In the U.S. federal system, the court must also satisfy itself that there is a factual basis for the guilty plea. However, this safeguard may not be very effective because the parties, having reached a plea agreement, may be reluctant to reveal any information that could disturb the agreement. When a plea agreement has been made, the judge's factual basis inquiry is usually perfunctory, and the standard for finding that the plea is factually based is very low.

===Special pleas===
Other special pleas used in criminal cases include the plea of mental incompetence, challenging the jurisdiction of the court over the defendant's person, the plea in bar, attacking the jurisdiction of the court over the crime charged, and the plea in abatement, which is used to address procedural errors in bringing the charges against the defendant, not apparent on the "face" of the indictment or other charging instrument. Special pleas in federal criminal cases have been abolished, and defenses formerly raised by special pleas are now raised by motion to dismiss.

A conditional plea is one where the defendant pleads guilty to the offense but expressly reserves the right to appeal certain aspects of the charges (for example, that the evidence was illegally obtained).

In United States v. Binion, malingering or feigning illness during a competency evaluation was held to be obstruction of justice and led to an enhanced sentence. Although the defendant had pleaded guilty, he was not awarded a reduction in sentence because the feigned illness was considered to mean that he was not accepting responsibility for his illegal behavior.

== United Kingdom ==

=== "Unambiguous plea" ===
A defendant who enters a plea of guilty must do so unequivocally. A guilty plea which is "imperfect, unfinished or otherwise ambiguous" will not legitimate and should the court proceed to sentence on such a plea, there exist grounds for ordering a retrial or quashing the conviction.

In R v Atkinson, the Court of Appeal held that, where a defendant entered a plea of 'Guilty, but I intended to defend myself' this could be held to be an unequivocal plea where the judge had clarified any ambiguity before accepting the plea.

=== Special pleas ===
Three special pleas (though not in the strictest sense of the word) exist in the criminal courts of England and Wales:

Demurrer: Which is an "objection to the form or substance of the indictment". It is essentially no different than a motion to quash the indictment, however, it continues to exist in law. Unlike standard pleas, this must be entered in writing in advance of the arraignment.
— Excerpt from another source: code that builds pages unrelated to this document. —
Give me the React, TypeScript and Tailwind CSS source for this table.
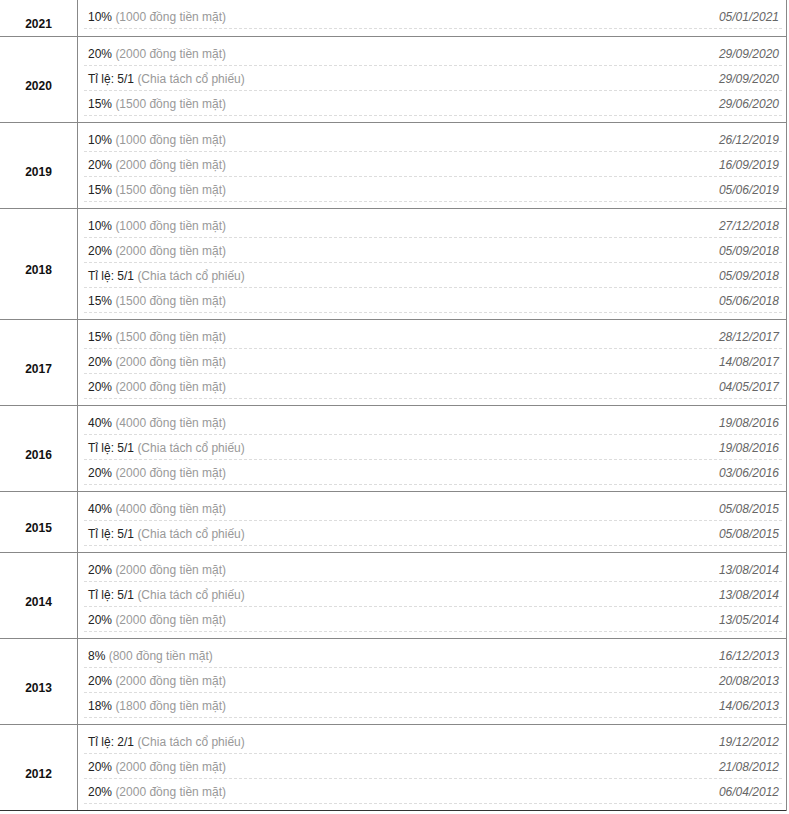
type Item = { main: string; note: string; date: string };
type Group = { year: string; items: Item[] };

const cash = (pct: string, amt: string) => ({ main: pct, note: `(${amt} đồng tiền mặt)` });
const split = (ratio: string) => ({ main: `Tỉ lệ: ${ratio}`, note: "(Chia tách cổ phiếu)" });

const groups: Group[] = [
  { year: "2021", items: [{ ...cash("10%", "1000"), date: "05/01/2021" }] },
  {
    year: "2020",
    items: [
      { ...cash("20%", "2000"), date: "29/09/2020" },
      { ...split("5/1"), date: "29/09/2020" },
      { ...cash("15%", "1500"), date: "29/06/2020" },
    ],
  },
  {
    year: "2019",
    items: [
      { ...cash("10%", "1000"), date: "26/12/2019" },
      { ...cash("20%", "2000"), date: "16/09/2019" },
      { ...cash("15%", "1500"), date: "05/06/2019" },
    ],
  },
  {
    year: "2018",
    items: [
      { ...cash("10%", "1000"), date: "27/12/2018" },
      { ...cash("20%", "2000"), date: "05/09/2018" },
      { ...split("5/1"), date: "05/09/2018" },
      { ...cash("15%", "1500"), date: "05/06/2018" },
    ],
  },
  {
    year: "2017",
    items: [
      { ...cash("15%", "1500"), date: "28/12/2017" },
      { ...cash("20%", "2000"), date: "14/08/2017" },
      { ...cash("20%", "2000"), date: "04/05/2017" },
    ],
  },
  {
    year: "2016",
    items: [
      { ...cash("40%", "4000"), date: "19/08/2016" },
      { ...split("5/1"), date: "19/08/2016" },
      { ...cash("20%", "2000"), date: "03/06/2016" },
    ],
  },
  {
    year: "2015",
    items: [
      { ...cash("40%", "4000"), date: "05/08/2015" },
      { ...split("5/1"), date: "05/08/2015" },
    ],
  },
  {
    year: "2014",
    items: [
      { ...cash("20%", "2000"), date: "13/08/2014" },
      { ...split("5/1"), date: "13/08/2014" },
      { ...cash("20%", "2000"), date: "13/05/2014" },
    ],
  },
  {
    year: "2013",
    items: [
      { ...cash("8%", "800"), date: "16/12/2013" },
      { ...cash("20%", "2000"), date: "20/08/2013" },
      { ...cash("18%", "1800"), date: "14/06/2013" },
    ],
  },
  {
    year: "2012",
    items: [
      { ...split("2/1"), date: "19/12/2012" },
      { ...cash("20%", "2000"), date: "21/08/2012" },
      { ...cash("20%", "2000"), date: "06/04/2012" },
    ],
  },
];

export default function App() {
  return (
    <div className="bg-white min-h-[814px] font-['Liberation_Sans',Arial,sans-serif] text-[12px]">
      <div className="w-[787px] border-r border-[#888]">
        {groups.map((g, gi) => {
          const first = gi === 0;
          const last = gi === groups.length - 1;
          return (
            <div
              key={g.year}
              className={`flex border-b ${last ? "border-[#333]" : "border-[#888]"}`}
            >
              <div className="w-[78px] shrink-0 border-r border-[#888] flex items-center justify-center pt-[12px] font-bold text-[#111]">
                {g.year}
              </div>
              <div className={`flex-1 pl-[6px] pr-[4px] ${first ? "pt-[4px] pb-[7px]" : "pt-[4px] pb-[6px]"}`}>
                {g.items.map((it, i) => (
                  <div
                    key={i}
                    className="h-[25px] flex items-center justify-between pt-[1px] pl-[4px] pr-[3px] border-b border-dashed border-[#ddd]"
                  >
                    <span className="text-[#222]">
                      {it.main} <span className="text-[#999]">{it.note}</span>
                    </span>
                    <span className="italic text-[#666]">{it.date}</span>
                  </div>
                ))}
              </div>
            </div>
          );
        })}
      </div>
    </div>
  );
}
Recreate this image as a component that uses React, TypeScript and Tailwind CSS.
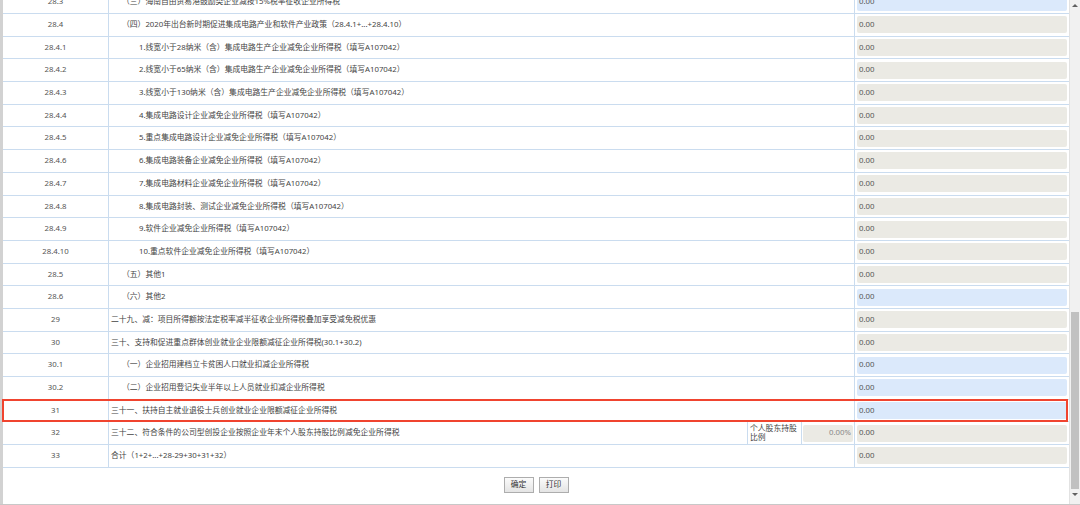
import React from "react";

type Row = {
  no: string;
  text: string;
  level: 0 | 1 | 2;
  tone: "blue" | "gray";
};

const rows: Row[] = [
  { no: "28.3", text: "（三）海南自由贸易港鼓励类企业减按15%税率征收企业所得税", level: 1, tone: "blue" },
  { no: "28.4", text: "（四）2020年出台新时期促进集成电路产业和软件产业政策（28.4.1+...+28.4.10）", level: 1, tone: "gray" },
  { no: "28.4.1", text: "1.线宽小于28纳米（含）集成电路生产企业减免企业所得税（填写A107042）", level: 2, tone: "gray" },
  { no: "28.4.2", text: "2.线宽小于65纳米（含）集成电路生产企业减免企业所得税（填写A107042）", level: 2, tone: "gray" },
  { no: "28.4.3", text: "3.线宽小于130纳米（含）集成电路生产企业减免企业所得税（填写A107042）", level: 2, tone: "gray" },
  { no: "28.4.4", text: "4.集成电路设计企业减免企业所得税（填写A107042）", level: 2, tone: "gray" },
  { no: "28.4.5", text: "5.重点集成电路设计企业减免企业所得税（填写A107042）", level: 2, tone: "gray" },
  { no: "28.4.6", text: "6.集成电路装备企业减免企业所得税（填写A107042）", level: 2, tone: "gray" },
  { no: "28.4.7", text: "7.集成电路材料企业减免企业所得税（填写A107042）", level: 2, tone: "gray" },
  { no: "28.4.8", text: "8.集成电路封装、测试企业减免企业所得税（填写A107042）", level: 2, tone: "gray" },
  { no: "28.4.9", text: "9.软件企业减免企业所得税（填写A107042）", level: 2, tone: "gray" },
  { no: "28.4.10", text: "10.重点软件企业减免企业所得税（填写A107042）", level: 2, tone: "gray" },
  { no: "28.5", text: "（五）其他1", level: 1, tone: "gray" },
  { no: "28.6", text: "（六）其他2", level: 1, tone: "blue" },
  { no: "29", text: "二十九、减：项目所得额按法定税率减半征收企业所得税叠加享受减免税优惠", level: 0, tone: "gray" },
  { no: "30", text: "三十、支持和促进重点群体创业就业企业限额减征企业所得税(30.1+30.2)", level: 0, tone: "gray" },
  { no: "30.1", text: "（一）企业招用建档立卡贫困人口就业扣减企业所得税", level: 1, tone: "blue" },
  { no: "30.2", text: "（二）企业招用登记失业半年以上人员就业扣减企业所得税", level: 1, tone: "blue" },
  { no: "31", text: "三十一、扶持自主就业退役士兵创业就业企业限额减征企业所得税", level: 0, tone: "blue" },
  { no: "32", text: "三十二、符合条件的公司型创投企业按照企业年末个人股东持股比例减免企业所得税", level: 0, tone: "gray" },
  { no: "33", text: "合计（1+2+...+28-29+30+31+32）", level: 0, tone: "gray" },
];

const indent = ["pl-[2px]", "pl-[13px]", "pl-[30px]"];

function Amount({ tone }: { tone: "blue" | "gray" }) {
  return (
    <div
      className={
        "mx-[2px] flex h-[17px] flex-1 items-center rounded-[2px] pl-[2px] text-[#555] " +
        (tone === "blue" ? "bg-[#dbe9fb]" : "bg-[#ebeae4]")
      }
    >
      0.00
    </div>
  );
}

function TableRow({ row }: { row: Row }) {
  return (
    <div className="relative flex h-[22.7px] shrink-0 border-b border-[#cadcef]">
      <div className="flex w-[106px] shrink-0 items-center justify-center border-r border-[#cadcef] text-[#555]">
        {row.no}
      </div>
      {row.no === "32" ? (
        <div className="flex w-[746px] shrink-0 border-r border-[#cadcef]">
          <div className={"flex flex-1 items-center border-r border-[#cadcef] " + indent[row.level]}>
            {row.text}
          </div>
          <div className="flex w-[54px] items-center border-r border-[#cadcef] pl-[2px] leading-[9px]">
            个人股东持股
            <br />
            比例
          </div>
          <div className="flex w-[52px] items-center">
            <div className="mx-[1px] flex h-[17px] flex-1 items-center justify-end rounded-[2px] bg-[#ebeae4] pr-[2px] text-[#888]">
              0.00%
            </div>
          </div>
        </div>
      ) : (
        <div className={"flex w-[746px] shrink-0 items-center border-r border-[#cadcef] " + indent[row.level]}>
          {row.text}
        </div>
      )}
      <div className="flex flex-1 items-center">
        <Amount tone={row.tone} />
      </div>
      {row.no === "31" && (
        <div className="pointer-events-none absolute -top-[0.5px] -left-px right-px -bottom-[0.5px] border-2 border-[#f0442f]" />
      )}
    </div>
  );
}

export default function App() {
  return (
    <div className="flex h-[505px] w-[1080px] overflow-hidden border-b border-[#c8c8c8] bg-white font-['Noto_Sans','Noto_Sans_CJK_SC',sans-serif] text-[7.8px] text-[#444]">
      <div className="w-[3px] shrink-0 bg-[#d2d2d2]" />
      <div className="flex w-[1066px] shrink-0 flex-col">
        <div className="mt-[-8.7px] flex flex-col">
          {rows.map((r) => (
            <TableRow key={r.no} row={r} />
          ))}
        </div>
        <div className="mt-[9.5px] flex justify-center gap-[5px]">
          <button className="h-[16px] w-[30px] border border-[#adadad] bg-gradient-to-b from-[#fbfbfb] to-[#e4e4e4] text-[7.8px] text-[#333]">
            确定
          </button>
          <button className="h-[16px] w-[30px] border border-[#adadad] bg-gradient-to-b from-[#fbfbfb] to-[#e4e4e4] text-[7.8px] text-[#333]">
            打印
          </button>
        </div>
      </div>
      <div className="flex w-[11px] shrink-0 flex-col items-center border-l border-[#e2e2e2] bg-[#f1f1f1]">
        <div className="mt-[4px] h-0 w-0 border-x-[3px] border-b-[3px] border-x-transparent border-b-[#606060]" />
        <div className="mt-[305px] h-[177px] w-[8px] bg-[#c1c1c1]" />
        <div className="mt-[4px] h-0 w-0 border-x-[3px] border-t-[3px] border-x-transparent border-t-[#606060]" />
      </div>
    </div>
  );
}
Plea to jurisdiction: Can be entered where the defendant believes the Crown Court does not have the power to hear the case before it, such a plea is usually entered where the offence being charged is summary only. Similarly to Demurrer, this plea must be entered in writing in advance.
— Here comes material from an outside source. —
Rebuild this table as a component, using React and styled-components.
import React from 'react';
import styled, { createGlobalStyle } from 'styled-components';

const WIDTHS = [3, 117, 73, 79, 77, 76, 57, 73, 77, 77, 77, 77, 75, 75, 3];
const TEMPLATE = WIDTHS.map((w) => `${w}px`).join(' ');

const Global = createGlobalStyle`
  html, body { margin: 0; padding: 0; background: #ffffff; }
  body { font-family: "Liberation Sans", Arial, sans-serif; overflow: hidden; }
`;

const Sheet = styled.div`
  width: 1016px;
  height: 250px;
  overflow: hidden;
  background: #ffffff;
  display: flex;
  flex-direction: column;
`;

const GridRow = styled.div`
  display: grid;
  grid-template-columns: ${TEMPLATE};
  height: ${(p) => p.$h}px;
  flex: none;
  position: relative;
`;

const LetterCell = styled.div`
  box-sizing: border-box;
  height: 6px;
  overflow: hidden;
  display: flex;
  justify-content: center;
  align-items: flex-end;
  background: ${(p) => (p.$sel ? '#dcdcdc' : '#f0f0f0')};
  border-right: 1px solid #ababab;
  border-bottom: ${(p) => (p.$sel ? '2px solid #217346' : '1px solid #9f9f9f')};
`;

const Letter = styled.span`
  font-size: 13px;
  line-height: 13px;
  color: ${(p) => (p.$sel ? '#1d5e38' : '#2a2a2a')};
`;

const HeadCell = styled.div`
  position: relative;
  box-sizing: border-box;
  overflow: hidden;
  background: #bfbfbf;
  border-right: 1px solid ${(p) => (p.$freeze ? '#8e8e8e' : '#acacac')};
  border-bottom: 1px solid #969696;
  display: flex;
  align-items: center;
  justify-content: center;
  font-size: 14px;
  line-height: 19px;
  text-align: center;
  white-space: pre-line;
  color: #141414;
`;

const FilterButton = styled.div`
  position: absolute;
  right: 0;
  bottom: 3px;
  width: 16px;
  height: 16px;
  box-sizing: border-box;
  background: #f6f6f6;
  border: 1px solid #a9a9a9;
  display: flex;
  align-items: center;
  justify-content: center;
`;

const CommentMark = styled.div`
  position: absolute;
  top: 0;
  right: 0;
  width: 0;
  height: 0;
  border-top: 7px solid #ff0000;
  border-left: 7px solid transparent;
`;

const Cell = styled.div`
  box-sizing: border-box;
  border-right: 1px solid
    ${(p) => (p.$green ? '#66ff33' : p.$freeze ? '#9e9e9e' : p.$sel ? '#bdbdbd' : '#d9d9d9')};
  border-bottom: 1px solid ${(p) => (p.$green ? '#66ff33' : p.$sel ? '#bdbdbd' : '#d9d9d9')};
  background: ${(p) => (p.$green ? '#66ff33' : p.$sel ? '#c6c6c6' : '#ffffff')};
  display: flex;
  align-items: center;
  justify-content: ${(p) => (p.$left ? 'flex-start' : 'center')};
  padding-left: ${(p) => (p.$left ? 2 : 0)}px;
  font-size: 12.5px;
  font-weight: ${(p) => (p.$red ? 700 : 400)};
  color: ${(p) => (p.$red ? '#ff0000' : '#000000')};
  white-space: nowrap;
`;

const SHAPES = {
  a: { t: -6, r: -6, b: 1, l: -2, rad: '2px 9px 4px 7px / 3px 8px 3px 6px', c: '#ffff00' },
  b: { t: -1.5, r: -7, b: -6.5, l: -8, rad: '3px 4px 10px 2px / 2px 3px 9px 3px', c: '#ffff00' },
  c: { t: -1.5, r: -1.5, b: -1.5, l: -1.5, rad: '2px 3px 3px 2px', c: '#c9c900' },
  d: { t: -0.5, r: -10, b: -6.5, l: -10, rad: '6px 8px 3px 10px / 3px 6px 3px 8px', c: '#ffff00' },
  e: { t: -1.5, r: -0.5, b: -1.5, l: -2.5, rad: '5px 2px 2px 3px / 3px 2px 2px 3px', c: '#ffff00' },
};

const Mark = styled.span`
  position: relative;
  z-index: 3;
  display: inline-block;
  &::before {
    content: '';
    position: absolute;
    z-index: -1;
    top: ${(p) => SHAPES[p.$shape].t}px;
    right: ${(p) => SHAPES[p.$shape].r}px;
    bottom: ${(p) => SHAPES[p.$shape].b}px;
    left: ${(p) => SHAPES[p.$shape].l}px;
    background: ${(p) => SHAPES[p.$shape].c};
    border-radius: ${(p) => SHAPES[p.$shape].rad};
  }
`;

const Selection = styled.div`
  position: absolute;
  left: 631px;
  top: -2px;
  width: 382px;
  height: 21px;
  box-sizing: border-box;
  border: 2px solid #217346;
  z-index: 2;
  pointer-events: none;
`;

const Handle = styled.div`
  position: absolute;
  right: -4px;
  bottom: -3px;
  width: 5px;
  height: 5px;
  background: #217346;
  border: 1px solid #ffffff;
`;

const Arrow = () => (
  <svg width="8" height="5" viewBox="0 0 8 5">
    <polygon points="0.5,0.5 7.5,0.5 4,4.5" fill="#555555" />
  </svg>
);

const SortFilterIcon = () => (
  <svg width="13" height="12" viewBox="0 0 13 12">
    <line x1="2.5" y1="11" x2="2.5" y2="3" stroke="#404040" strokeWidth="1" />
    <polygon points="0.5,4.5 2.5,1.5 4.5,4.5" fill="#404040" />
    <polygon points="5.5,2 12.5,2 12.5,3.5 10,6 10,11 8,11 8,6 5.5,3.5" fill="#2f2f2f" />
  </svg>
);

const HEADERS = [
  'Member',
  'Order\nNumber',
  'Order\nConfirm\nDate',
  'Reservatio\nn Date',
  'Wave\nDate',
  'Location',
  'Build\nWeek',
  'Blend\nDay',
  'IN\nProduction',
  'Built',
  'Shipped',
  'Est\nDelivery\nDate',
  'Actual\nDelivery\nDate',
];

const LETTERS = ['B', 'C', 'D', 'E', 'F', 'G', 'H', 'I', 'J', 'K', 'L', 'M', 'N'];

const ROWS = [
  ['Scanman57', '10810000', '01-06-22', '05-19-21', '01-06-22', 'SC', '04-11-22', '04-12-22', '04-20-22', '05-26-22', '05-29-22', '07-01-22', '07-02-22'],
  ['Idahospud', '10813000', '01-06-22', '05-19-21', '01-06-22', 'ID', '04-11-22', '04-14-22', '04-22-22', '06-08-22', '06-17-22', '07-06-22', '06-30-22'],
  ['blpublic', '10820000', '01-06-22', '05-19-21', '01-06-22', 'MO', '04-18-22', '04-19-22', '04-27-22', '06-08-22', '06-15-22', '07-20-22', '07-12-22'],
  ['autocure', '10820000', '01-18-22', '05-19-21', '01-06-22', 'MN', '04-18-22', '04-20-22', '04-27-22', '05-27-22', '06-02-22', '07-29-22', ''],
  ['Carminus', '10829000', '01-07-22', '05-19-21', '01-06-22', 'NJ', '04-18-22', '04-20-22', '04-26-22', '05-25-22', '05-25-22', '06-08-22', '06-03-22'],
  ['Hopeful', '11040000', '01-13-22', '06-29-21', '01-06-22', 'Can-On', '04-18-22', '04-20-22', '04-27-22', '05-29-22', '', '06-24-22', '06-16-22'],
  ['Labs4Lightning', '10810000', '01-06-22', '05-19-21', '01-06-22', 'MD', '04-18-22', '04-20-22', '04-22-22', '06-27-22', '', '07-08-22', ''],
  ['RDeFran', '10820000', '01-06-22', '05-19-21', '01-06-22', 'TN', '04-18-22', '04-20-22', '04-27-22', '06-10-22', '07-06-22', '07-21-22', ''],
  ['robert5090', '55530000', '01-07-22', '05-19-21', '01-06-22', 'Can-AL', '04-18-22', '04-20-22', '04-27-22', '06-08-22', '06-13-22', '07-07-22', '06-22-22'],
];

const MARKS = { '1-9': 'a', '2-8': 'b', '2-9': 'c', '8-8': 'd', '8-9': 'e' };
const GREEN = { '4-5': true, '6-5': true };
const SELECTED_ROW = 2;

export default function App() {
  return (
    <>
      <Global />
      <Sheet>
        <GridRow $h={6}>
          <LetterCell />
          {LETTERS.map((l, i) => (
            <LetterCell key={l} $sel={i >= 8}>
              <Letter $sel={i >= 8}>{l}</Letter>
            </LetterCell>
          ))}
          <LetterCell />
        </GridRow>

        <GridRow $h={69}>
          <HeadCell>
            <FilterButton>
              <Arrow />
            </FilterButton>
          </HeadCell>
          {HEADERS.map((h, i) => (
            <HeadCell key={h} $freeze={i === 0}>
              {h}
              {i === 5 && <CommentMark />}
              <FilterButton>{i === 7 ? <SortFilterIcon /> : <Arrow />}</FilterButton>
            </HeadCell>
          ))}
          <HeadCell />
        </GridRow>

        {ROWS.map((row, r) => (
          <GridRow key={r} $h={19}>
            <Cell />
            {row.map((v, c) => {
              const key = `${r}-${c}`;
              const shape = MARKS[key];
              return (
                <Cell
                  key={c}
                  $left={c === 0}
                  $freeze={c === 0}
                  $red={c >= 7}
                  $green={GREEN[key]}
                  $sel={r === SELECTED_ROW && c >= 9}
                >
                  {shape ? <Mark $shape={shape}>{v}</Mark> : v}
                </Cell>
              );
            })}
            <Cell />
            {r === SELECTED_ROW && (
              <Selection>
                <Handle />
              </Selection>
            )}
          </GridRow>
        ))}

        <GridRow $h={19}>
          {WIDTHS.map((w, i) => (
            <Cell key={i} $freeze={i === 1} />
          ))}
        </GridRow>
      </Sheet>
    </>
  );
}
Pardon: "It may be relied on where a pardon has been granted by the Crown on the advice of the Home Secretary in exercise of the royal prerogative of mercy. It must be pleaded at the first opportunity (i.e. before arraignment if the pardon has by then been granted). In modern times, the plea has become obsolete."

==Plea in mitigation==

A plea in mitigation is used during criminal law proceedings in many Commonwealth countries. It typically involves a lawyer telling a judge of extenuating circumstances that could result in a lesser sentence for an offender.